===== STORED DATA

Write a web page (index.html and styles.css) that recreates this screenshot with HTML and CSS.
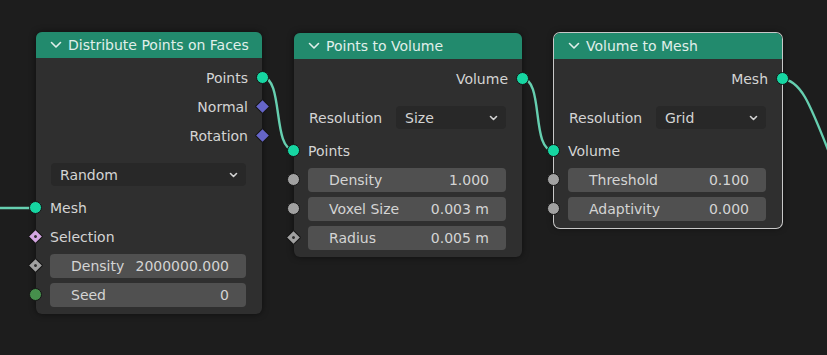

==========
===== STORED DATA

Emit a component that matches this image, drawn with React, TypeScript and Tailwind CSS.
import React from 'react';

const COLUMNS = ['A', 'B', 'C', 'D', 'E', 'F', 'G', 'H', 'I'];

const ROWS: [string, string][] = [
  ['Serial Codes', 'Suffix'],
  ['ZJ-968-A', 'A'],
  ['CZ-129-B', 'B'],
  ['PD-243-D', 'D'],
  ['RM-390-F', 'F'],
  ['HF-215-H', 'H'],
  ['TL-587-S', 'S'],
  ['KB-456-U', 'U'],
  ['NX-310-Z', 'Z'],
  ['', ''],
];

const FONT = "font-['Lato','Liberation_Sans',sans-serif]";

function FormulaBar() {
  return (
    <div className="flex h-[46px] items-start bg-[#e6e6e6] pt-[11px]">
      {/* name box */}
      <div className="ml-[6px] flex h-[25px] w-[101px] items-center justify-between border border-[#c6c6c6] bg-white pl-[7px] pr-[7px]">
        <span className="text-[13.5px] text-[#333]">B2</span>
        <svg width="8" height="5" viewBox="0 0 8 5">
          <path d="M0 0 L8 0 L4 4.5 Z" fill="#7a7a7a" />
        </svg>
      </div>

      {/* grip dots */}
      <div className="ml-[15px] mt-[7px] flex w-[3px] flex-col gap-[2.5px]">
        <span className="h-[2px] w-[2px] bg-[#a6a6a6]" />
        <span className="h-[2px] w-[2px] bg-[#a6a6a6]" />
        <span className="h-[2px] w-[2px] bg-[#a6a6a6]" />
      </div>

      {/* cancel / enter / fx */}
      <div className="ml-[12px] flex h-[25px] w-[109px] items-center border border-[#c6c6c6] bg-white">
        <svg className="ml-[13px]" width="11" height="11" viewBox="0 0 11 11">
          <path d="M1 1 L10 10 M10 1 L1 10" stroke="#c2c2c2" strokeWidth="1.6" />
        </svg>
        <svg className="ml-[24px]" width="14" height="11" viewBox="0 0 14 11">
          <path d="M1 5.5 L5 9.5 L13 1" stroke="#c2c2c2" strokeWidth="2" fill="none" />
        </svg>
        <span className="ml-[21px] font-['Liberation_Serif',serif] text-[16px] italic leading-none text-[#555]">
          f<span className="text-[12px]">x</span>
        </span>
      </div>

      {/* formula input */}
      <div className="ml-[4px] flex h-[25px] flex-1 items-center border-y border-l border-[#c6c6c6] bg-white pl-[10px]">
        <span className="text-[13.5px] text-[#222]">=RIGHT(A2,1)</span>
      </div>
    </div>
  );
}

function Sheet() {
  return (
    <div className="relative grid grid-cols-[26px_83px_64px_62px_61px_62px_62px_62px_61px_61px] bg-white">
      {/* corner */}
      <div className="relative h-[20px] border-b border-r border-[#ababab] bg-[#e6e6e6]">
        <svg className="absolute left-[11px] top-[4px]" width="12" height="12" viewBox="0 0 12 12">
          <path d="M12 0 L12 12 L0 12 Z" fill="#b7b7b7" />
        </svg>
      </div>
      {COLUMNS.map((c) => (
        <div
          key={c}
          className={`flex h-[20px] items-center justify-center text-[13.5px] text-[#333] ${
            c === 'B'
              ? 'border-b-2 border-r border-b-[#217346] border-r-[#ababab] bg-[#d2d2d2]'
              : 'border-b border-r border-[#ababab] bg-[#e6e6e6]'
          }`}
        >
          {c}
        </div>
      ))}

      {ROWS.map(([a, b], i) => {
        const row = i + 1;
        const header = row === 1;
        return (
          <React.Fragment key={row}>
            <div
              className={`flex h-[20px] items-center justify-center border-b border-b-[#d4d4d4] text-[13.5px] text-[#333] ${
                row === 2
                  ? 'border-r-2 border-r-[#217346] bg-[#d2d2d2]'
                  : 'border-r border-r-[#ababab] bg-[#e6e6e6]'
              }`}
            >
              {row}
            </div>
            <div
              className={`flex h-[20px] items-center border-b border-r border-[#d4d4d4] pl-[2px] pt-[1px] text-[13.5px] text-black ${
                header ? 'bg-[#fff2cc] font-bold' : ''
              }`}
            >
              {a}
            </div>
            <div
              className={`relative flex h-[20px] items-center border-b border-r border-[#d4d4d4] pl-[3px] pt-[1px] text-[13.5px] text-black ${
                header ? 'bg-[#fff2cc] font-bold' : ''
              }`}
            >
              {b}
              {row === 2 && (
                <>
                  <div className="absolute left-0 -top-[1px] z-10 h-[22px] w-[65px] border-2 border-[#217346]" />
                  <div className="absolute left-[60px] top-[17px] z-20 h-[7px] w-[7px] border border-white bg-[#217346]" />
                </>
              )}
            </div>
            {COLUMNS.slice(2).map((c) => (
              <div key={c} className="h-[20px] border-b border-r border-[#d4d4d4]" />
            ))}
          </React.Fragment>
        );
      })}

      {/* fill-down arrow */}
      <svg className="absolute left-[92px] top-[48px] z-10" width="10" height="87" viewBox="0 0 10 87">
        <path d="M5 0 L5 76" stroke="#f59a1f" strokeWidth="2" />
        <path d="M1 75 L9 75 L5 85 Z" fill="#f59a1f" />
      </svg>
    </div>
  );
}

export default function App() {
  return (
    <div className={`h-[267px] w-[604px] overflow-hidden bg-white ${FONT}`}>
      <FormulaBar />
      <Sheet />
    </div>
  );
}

==========
===== STORED DATA

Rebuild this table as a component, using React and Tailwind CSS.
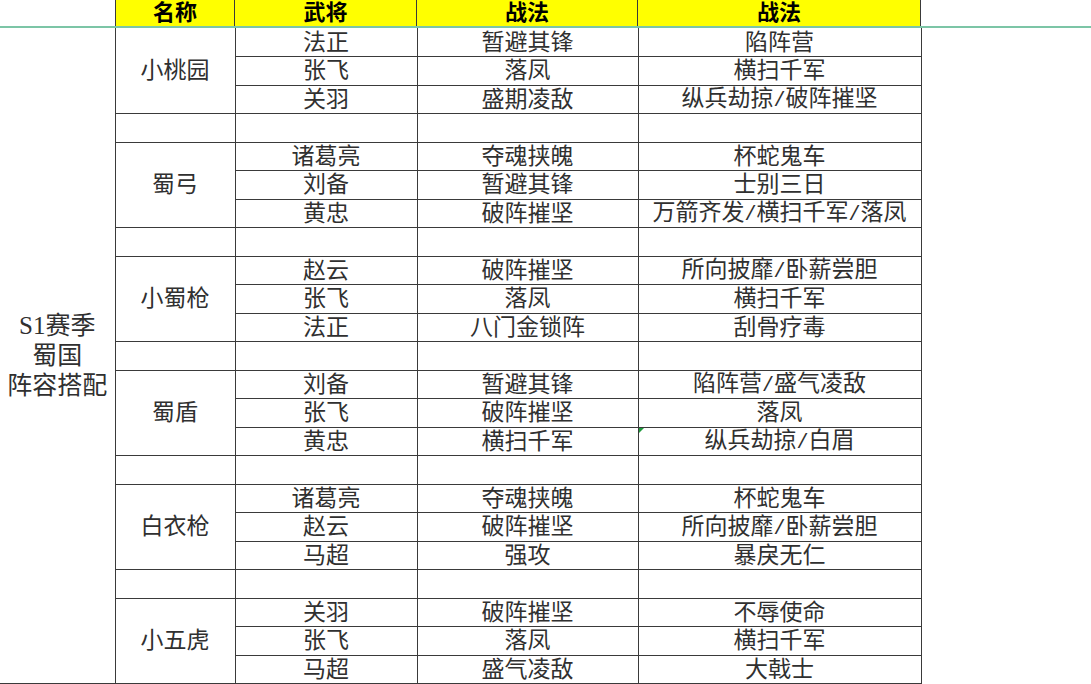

==========

> TASK
Count the lines that hold the string "Tailwind", and reply with that number alone.

> FULL SOLUTION
2